Posted by Steve Kelley

They have this system for interviewing athletes at the Olympics that is as archaic as it is chaotic. The place is called the mixed zone and it makes the mosh pit at a Metallica concert look as tame as two seats on the aisle at the Seattle Opera. Neumo's is a church by comparison.

After every event, athletes walk through a maze that is cordoned off by the equivalent of the velvet ropes you see at exclusive New York nightclubs. If they want, the athletes can stop and visit with reporters, usually the ones they know, or the ones who at least speak their language. (I've often been caught in back of a guy I thought was English speaking, only to listen to him start off in a volley of Italian.)

But when the athlete stops, reporters climb all over each other craning their tapes recorders, their necks, their ears, to get a morsel of a quote to throw into their stories.

Sometimes -- rarely -- this system works perfectly. At the Water Cube the other day, while most of the U.S. reporters still were interviewing American women from a previous race, a couple of English-speaking swimmers who had just lost to Michael Phelps in the 200 freestyle final, South Africa's Jean Basson and Great Britain's Robbie Renwick, not only stopped, but were excited to talk about their small part in creating Olympic history.

Phelps had just tied the Olympic record by winning his ninth overall gold medal.

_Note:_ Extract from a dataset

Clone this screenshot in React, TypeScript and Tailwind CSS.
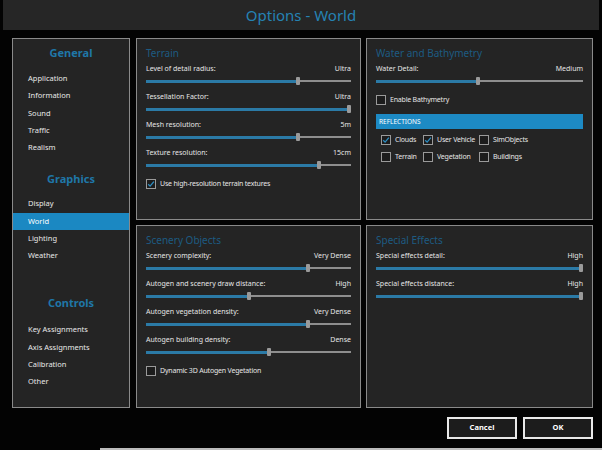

Only a few Canadian and British writers were there with me, while the Americans were working in another part of the mixed zone's switchbacks. The swimmers were great and their cooperation was deeply appreciated.

Most often, however, the system doesn't work. Most often it's downright humiliating. Take the women's gymnastics team final on Wednesday. The U.S. had just lost a heartbreaker to the Chinese after Alicia Sacramone had fallen in both the balance beam and floor excercise. In a room barely the size of walk-in closet, one set of reporters (American) was mashed together, trying to get a word from the devastated Sacramone. We were so pushed together, none of us could have written a word even if we heard one.

In another corner of the closet/mixed zone, the excited Chinese press (many of them cheered unashamedly when China won the gold) pushed forward as one to get immediate responses from China's tiny-dancer gymnasts. There was almost no separation from the two groups and at one point I wondered what it would take for tempers to flare and whether I would get caught in the crush.

Fortunately, with deadlines and such, the crowd thinned. The Chinese went into a news conference where one reporter asked one of the gymnasts what she did to celebrate her 16th birthday. (It was a trick question, because there are very real suspicions that some of the gymnasts aren't 16, the mininum age to compete in gymnastics at the Olympics.)

Sacramone, I must say, handled herself beautifully. She took the blame, offered no excuses and was remarkably composed. A certain group of baseball players in Seattle could learn a little something from her.

The best way to learn to survive the mixed zone is to watch old tapes of Wes Unseld battling Paul Silas for rebound position. Quickly find a spot close to the ropes, spread your arms, give yourself a solid base with your feet and don't budge. (Back in the day, the Germans were great at this. Before smoking bans, they would spread out their arms, holding a cigarette and creating even more space with their smoke. (Paul Silas probably would have tried that if he had been given the option.)

That works, unless Sacramone decides to stop either 10 feet before she gets to you, or 10 feet after she passes you. Then you're toast and you have to hope the gaggle next to you tires and leaves a space for you to slip in.

Also, I noticed on Tuesday night, the United States men's team has found a way through the mixed zone. LeBron James led a group of players, who hurdled the ropes and sprinted into the locker room, which is closed from the media.